It seems incredible that we have had to wait until
2001 for a recording of The Golden Legend. Composed by Sullivan
for the Leeds Festival of 1886, it was immediately acclaimed and remained
popular with choral societies throughout the country for perhaps 30
years. It was, for example, programmed by Doncaster Musical Society
late in 1914. Thereafter its neglect was total – though in the past
two decades a handful of revivals have taken place, notably a memorable
centenary performance under Sir Charles Mackerras at Leeds in 1986.
It does not deserve oblivion. The role of the chorus,
whose writing often displays Sullivan’s preoccupation with hymns and
hymnlike melody, is (dramatic in form and indeed in musical language.
Of poorer quality are "O Gladsome Light", which long enjoyed
a separate existence as an anthem, and the rather conventional Epilogue.
The London Chorus, under Ronald Corp, surely one of
the finest choral conductors of the present day, respond admirably with
excellently balances and well focused singing. The soloists, too, contribute
mightily. As Prince Henry, Mark Wilde is serenely, often ardently, lyrical,
not least in his Scene 3 solo "It is the Sea". Lucifer, villain
though he naturally is, is no melodramatic role and the Australian Jeffrey
Black’s sturdy baritone makes a plausible case for him. Jean Rigby’s
warm mezzo makes much of Ursula’s admittedly conventional part. The
tenor Jonathan Brown does well with the bit part of the Forester.
But The Legend, vocally at least, perhaps stands
or falls by its heroine, Elsie, and the admirable Janice Watson, pure
of voice yet not lacking in emotion, makes sure that this one does indeed
stand. This is clearest in the surpassingly beautiful "The Night
is Calm" which ends Scene 3. That said, and moving though it is,
this does not quite efface the memory of the famous 1920s recording
by the great Australian soprano Florence Austral.
Sullivan – and this is apparent even in G&S, -
is one British music’s greatest orchestrators. This recording confirms
my impression from hearing The Legend in 1986. It is the work's
instrumental writing which brings it to the margin of greatness. The
New London Orchestra revel in its felicities.
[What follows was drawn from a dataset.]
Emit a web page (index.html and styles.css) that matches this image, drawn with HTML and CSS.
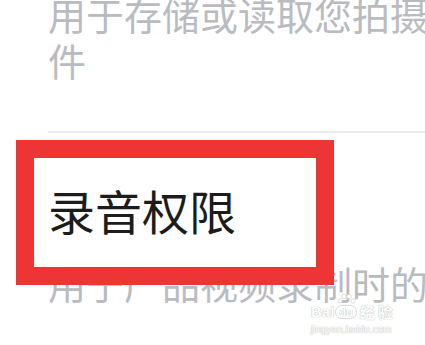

The Gold Legend has its moments of sentimentality,
no doubt, though perhaps these are owed to Longfellow rather than to
Sullivan. Its dramatic episodes confirm for me (and I yield to no one
in my admiration for Parry) that here is the essential link between
Elijah and The Dream of Gerontius. Elgar, incidentally,
thought highly of Sullivan.
We should be grateful to Hyperion, Ronald Corp et
al for enabling us to judge its significance for ourselves. This
is an important release, which I recommend to everyone. The recording
is, by the way, excellent and the information booklet prints the text.